Stories of life on our farm in Northwest Georgia where every day is an adventure in this beautiful spot that God has entrusted to our stewardship.

Tuesday, January 11, 2011

A Tale of Two Mountains

After an early ride in the hunting preserve this morning, Herb and I grabbed lunch and headed out in the truck.  It's supposed to get down to 17° for the next couple of nights, and we needed to take some plumbing precautions at the Leahaven and East Brow  houses.  First, we headed up Lookout Mountain on the way to Leahaven.  (Lookout Mountain starts in Tennessee, runs a bit through Georgia near us, and ends up mostly in Alabama.)  Crossing over the top of Lookout Mountain in Georgia, we drove through a winter wonderland where every single branch of every tree was outlined in snow. 

The higher we went, the colder it got, going from 36° at home to 30° at the top of the mountain.  The road hadn't been plowed yet, and we were thankful for four-wheel drive as we drove through half frozen snow.  I had to laugh at the 55 mph speed limit sign!
Far more dangerous than the icy conditions were the idiots on the road-- like this one!  I've heard of walking by faith, but never of driving by faith!
At least this bad driver was off the road!

By now we had come down off Lookout Mountain, gone south on I-59 (where often one lane was obscured by snow despite 36° temperatures), and gone up Sand Mountain, where Leahaven is located, down to 32° temperatures and icy roads.

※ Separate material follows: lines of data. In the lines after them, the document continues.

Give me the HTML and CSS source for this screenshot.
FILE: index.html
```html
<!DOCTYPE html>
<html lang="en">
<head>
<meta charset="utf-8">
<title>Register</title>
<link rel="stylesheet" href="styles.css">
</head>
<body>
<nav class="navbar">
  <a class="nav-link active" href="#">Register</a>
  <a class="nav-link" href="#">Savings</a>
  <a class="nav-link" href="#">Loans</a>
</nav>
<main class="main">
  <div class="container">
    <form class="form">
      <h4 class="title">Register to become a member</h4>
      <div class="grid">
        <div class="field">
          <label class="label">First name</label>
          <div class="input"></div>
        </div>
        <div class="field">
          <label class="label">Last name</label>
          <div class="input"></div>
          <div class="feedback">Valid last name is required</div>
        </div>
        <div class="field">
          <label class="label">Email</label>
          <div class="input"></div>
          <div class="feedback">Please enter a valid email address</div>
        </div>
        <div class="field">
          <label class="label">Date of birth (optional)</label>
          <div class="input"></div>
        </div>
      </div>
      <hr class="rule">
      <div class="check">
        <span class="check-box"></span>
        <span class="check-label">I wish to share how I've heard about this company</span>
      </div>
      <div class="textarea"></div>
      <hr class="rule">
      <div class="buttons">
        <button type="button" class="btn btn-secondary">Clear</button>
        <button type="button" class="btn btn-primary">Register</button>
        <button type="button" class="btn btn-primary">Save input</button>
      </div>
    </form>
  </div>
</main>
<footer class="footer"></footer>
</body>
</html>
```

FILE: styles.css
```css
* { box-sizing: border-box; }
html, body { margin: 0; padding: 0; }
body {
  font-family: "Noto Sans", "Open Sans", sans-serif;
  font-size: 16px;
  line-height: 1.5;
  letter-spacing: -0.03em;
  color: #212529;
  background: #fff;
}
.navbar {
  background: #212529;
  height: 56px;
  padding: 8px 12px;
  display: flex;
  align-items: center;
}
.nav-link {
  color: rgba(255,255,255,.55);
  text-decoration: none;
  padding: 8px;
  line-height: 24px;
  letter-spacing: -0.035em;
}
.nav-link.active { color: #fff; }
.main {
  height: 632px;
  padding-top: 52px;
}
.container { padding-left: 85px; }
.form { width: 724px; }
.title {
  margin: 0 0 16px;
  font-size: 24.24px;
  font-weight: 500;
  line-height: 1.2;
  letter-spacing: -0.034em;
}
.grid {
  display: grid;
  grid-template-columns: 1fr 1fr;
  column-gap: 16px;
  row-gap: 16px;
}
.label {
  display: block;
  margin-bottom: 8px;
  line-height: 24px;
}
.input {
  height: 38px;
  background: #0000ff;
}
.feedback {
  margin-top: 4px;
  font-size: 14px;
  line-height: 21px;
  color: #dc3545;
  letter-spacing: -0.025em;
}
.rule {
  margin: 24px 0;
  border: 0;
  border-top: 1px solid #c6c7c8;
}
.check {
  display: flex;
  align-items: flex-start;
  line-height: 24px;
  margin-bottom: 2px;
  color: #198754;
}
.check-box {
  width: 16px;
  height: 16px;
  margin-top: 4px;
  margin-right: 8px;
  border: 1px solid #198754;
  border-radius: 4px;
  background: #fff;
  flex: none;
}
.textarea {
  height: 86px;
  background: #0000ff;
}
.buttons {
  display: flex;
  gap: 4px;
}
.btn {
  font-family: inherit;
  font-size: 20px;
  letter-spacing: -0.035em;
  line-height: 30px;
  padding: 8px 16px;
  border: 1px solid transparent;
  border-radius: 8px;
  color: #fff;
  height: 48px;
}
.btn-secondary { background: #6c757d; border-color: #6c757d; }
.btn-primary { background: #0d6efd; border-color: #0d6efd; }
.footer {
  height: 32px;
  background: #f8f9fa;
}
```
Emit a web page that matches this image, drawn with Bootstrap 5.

It took more than the usual hour to get to Leahaven this time, but we arrived safely to find a pristine one-tenth mile of untouched snow between the county road and the house.  Once again, we were thankful for four-wheel drive. 
After turning off the water at the main by the road, we turned on the kitchen faucet to drain the water from all of the pipes.  We turned up the heat a bit, did a few chores, and were ready to head out.
As I looked out across the beautiful snowy field in front of the house, I wished we had the horses there and could go for a ride--but we would never risk getting them there over such icy roads!
Once off Sand Mountain, we returned to a relatively balmy temperature of 36° all the way into Chattanooga until we started up the Tennessee side of Lookout Mountain.  Temperatures quickly dropped to 30° again as we drove through a beautiful frosty landscape.
The road was better here, and we could appreciate the view!
Our East Brow house looks lovely in the snow.  In the nine years we owned it, we never saw it with a snow like this, and we never will again since it will pass to new owners on Jan. 31.  We turned on a bathroom faucet to a trickle--a precaution we learned after several burst pipes.  No matter how well insulated they are, you can never be too safe!
This is one of the last times I'll enjoy this priceless view.  I'll miss it, as I'll miss this wonderful Victorian house--but the looming house across the street (which I cropped from the photo) is one reason I could leave and move to Zephyr Hill Farm.
On the way back home, driving in the valley alongside Lookout Mountain, it was fascinating to see the snow line above which the trees were shrouded in white.
Finally, four hours after we left, we arrived back home to our own priceless view in our own secluded valley with Lookout Mountain just peeking through the trees.  May our little corner of God's amazing creation long remain unspoiled by man.